Park It!
Hopefully you voted in the mid-term elections? Salt Lake City folk passed a $85 mil bond to fund more parks and trail projects which will cost the average homeowner @$54 per year for 20 years beginning in 2024.
The biggest project to be funded will be the Glendale Regional Park which will convert the former 1700 South Raging Waters Park into a new 17-acre park-the first for the City’s forgotten west side. The attraction of a giant wave pool and water slides (at times called Wild Wave and Seven Peaks) fell into disrepair and shut down in 2018. The new plan includes community gathering spaces, trails, an overlook, playgrounds, and sport courts; addition of unique elements of surrounding neighborhoods’ identities and histories, increasing elements of placemaking based on community input and desires, and adding multilingual identity and wayfinding signage. Salt Lake City itself could have used some of those funds to update the wayfinding signs from the Olympics that are outdated and faded around downtown.
Other items the bond will fund include completion of the Folsom Trail where there is one section from 1000 West to the Jordan River Parkway, a new park in Granary District , plantings along the Jordan River Corridor to help improve air and water quality, improvements to parks in all City Council districts, replacement of the well-worn but actively used ‘Rotary Playground’ area of the Northwest area of Liberty Park, improvements to Fairmont Park including enhanced public access and hopefully new uses of the Boy’s and Girls Club tennis courts, and landscape and preservation improvements to historic Allen Park across from Westminster College.
The City has surveyed residents about public lands and found that residents were using parks more because of Covid-19, and with the anticipated growth we’ll be seeing it’s important to always include greenspace in the overall development of the City.
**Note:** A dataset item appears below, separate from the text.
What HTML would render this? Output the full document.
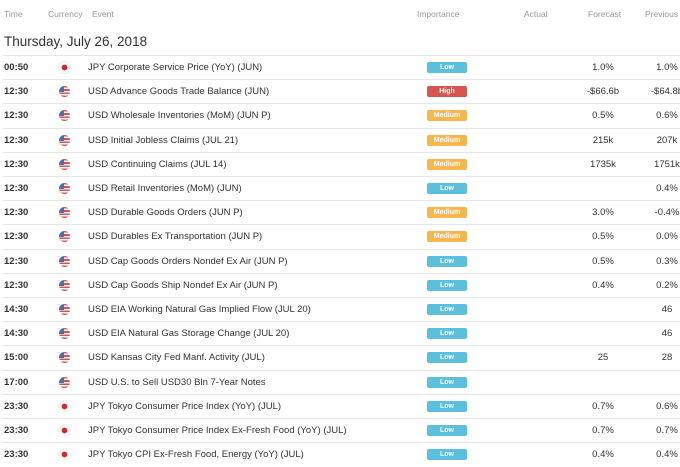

I sat on a charrette about our parks several years ago when I served as a volunteer Planning and Zoning Commissioner for the City. One expert who came in to lead the discussion mentioned that he really didn’t think the capitol city or the valley needed more parks because you could be in the mountains here in 15-30 minutes. Currently there are 103 parks and numerous trails throughout the Salt Lake Valley.
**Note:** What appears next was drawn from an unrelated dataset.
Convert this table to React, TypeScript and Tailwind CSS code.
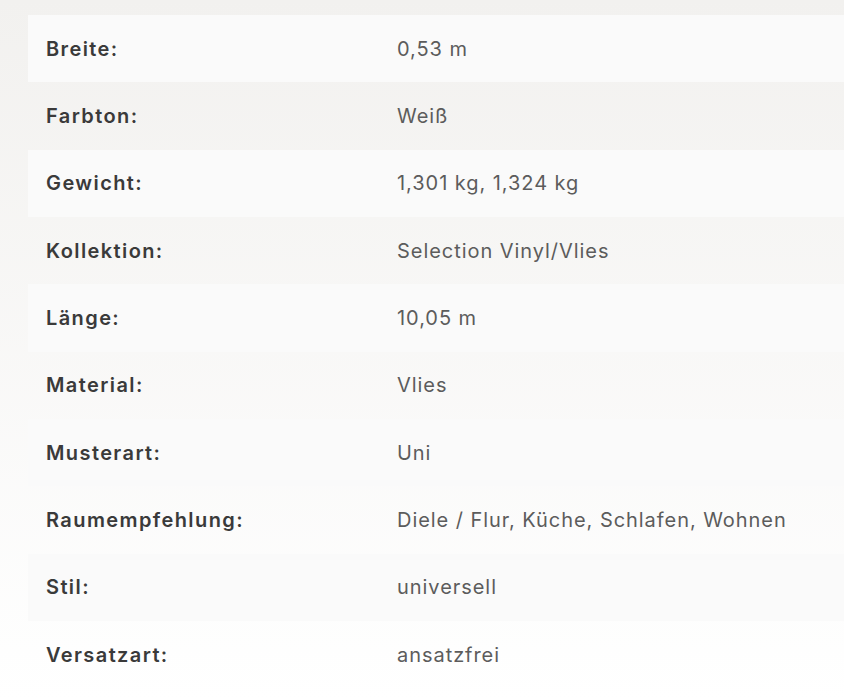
import React from "react";

const rows: [string, string][] = [
  ["Breite:", "0,53 m"],
  ["Farbton:", "Weiß"],
  ["Gewicht:", "1,301 kg, 1,324 kg"],
  ["Kollektion:", "Selection Vinyl/Vlies"],
  ["Länge:", "10,05 m"],
  ["Material:", "Vlies"],
  ["Musterart:", "Uni"],
  ["Raumempfehlung:", "Diele / Flur, Küche, Schlafen, Wohnen"],
  ["Stil:", "universell"],
  ["Versatzart:", "ansatzfrei"],
];

export default function App() {
  return (
    <div
      className="min-h-[700px] w-[844px] overflow-hidden bg-gradient-to-b from-[#f2f1ef] to-white pt-[15px] pl-[28px]"
      style={{ fontFamily: "Inter, 'Open Sans', sans-serif" }}
    >
      {rows.map(([k, v], i) => (
        <div
          key={k}
          className={
            "grid h-[67.33px] grid-cols-[351px_1fr] items-center pl-[18px] " +
            (i % 2 === 0 ? "bg-[#fafafa]" : "")
          }
        >
          <div className="text-[20px] font-semibold tracking-[1.4px] text-[#3a3a3a]">{k}</div>
          <div className="text-[20px] font-normal tracking-[0.95px] text-[#5c5c5c]">{v}</div>
        </div>
      ))}
    </div>
  );
}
The first park here was Liberty Park, established in 1882. It is second in size to Sugar House Park. That park came as a result of the state Legislature passing a statue in 1947 setting aside the old state prison site as a state park. That one wasn’t necessarily targeted for any major renovations, but I would have suggested recognizing the fact that when we have snow we have a great sledding hill there but no formal infrastructure to assist sledders like a railing/stairs to use when climbing back up the hill, an ice rink or pickleball courts. I personally think we need a year round area in one of our city parks for roller derby in the summer and hockey in the winter.